Türkiye’nin Fırat Nehri’nin debisini düşürerek bölgeyi susuz bırakmak istediğini belirten Tişrîn Barajı Müdürü Mihemed Tarbuş, ‘Su savaşı silahlı, savaştan daha ağırdır’ dedi
Türkiye’nin Kuzey ve Doğu Suriye’ye yönelik saldırı, ambargo ve kuşatma politikaları hız kesmeden devam ediyor. Efrîn, Girê Spî, Serêkaniyê kentlerine askeri operasyonlar düzenleyen Türkiye, diplomatik faaliyetler ile bölgeyi boyunduruğu altına almak istedi. İstediği sonuçları elde edemeyen Türkiye, şimdi de topraklarında doğarak Suriye üzerinden Irak topraklarına kadar uzanan Fırat Nehri’nin debisini düşürerek, Kuzey ve Doğu Suriye’yi susuz bırakmaya çalışıyor. Konuya ilişkin konuşan Tişrîn Barajı Müdürü Mihemed Tarbuş, durumun bölgeye yönelik başlı başına bir savaş olduğunu söyledi.

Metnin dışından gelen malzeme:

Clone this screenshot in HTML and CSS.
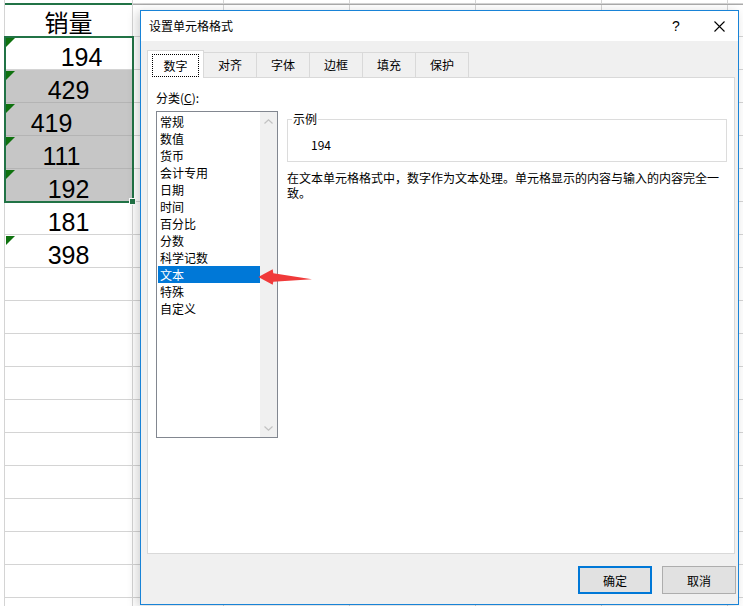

Türkiye’nin tüm alanlarda Kuzey ve Doğu Suriye ile savaştığını ifade eden Tarbuş, sadece Fırat’ın suyununkesilmediğini söyledi. Serêkanîyê’nin Elok bölgesinden Hesekê’ye giden içme suyunun da kesildiğini aktaran Tarbuş, “Bu her alanı ile savaş demektir. Şimdi aynı şey barajlar için uygulanıyor. Suların kesilmesi sadece elektrik kesintisi yaratmıyor. Aynı zamanda binlerce insanının tarlalarının da susuz kalması anlamına geliyor. Tarım büyük bir zarar görüyor” dedi.
‘Savaş suçu’ vurgusu
Kuzey ve Doğu Suriye’de 3 barajın olduğunu ve bölgeye elektriği bu barajlardan sağlandığını ifade eden Tarbuş, “Antlaşma çerçevesinde saniyede 500 metreküp suyun bırakılması gerekiyor, ancak Türkiye 150-200 metreküp su bırakıyor. Bu su oranı ne kullanılabiliyor ne de halkın ihtiyaçları karşılanıyor. Şimdi bölgede elektrikler gün içinde kesintiye uğruyor. Su azaldığı için Rakka, Tabka ve Minbic kentlerinde tarım için yeterince su veremiyoruz. Halkımız bu konuda sorun yaşıyor. Biz halkın zarara uğramaması için suyu elektrikten çok tarıma veriyoruz” sözlerini kullandı.
Türkiye’nin yaptığının “savaş suçu” olduğunu belirten Tarbuş, şunları söyledi: “Türkiye, Suriye ve Irak arasında yapılan uluslararası anlaşmaya göre, Türkiye’nin saniyede 500 metreküp suyu bırakması gerekiyor. Bunun 300 metreküpünün Suriye’ye, 200 metreküpünün de Irak’a gitmesi gerekiyordu. Ancak gelen su miktarı ise 200 metreküpe ulaşamıyor. Biz şimdi depoladığımız suyu kullanıyoruz. Bu bir savaş yöntemidir. Tuttukları suyu ise aldığımız bilgilere göre boşa harcıyorlarmış. Suyu boş araziye bırakıyorlar. Boşa bırakılan o suyun bir kısmı da şimdi Keremox köyü üzerinden Kobanê’ye akıyor. Böylesi bir yaklaşım ve plan var.”
Herkesin bu durumdan sorumlu olduğunun altını çizen Tarbuş, Suriye’de bulunan ve anlaşmalara taraf olan her gücün yükümlülüklerini yerine getirmesini istedi. Tarbuş, “Rusya, ABD ve diğer güçler de bu durumu gündeme getirmelidir. Türkiye’nin yükümlülüklerini yerine getirmesi noktasında üzerlerine düşeni yerine getirmeliler. Su savaşı yürütmek, silahla yapılan savaştan daha ağırdır” ifadelerini kullandı.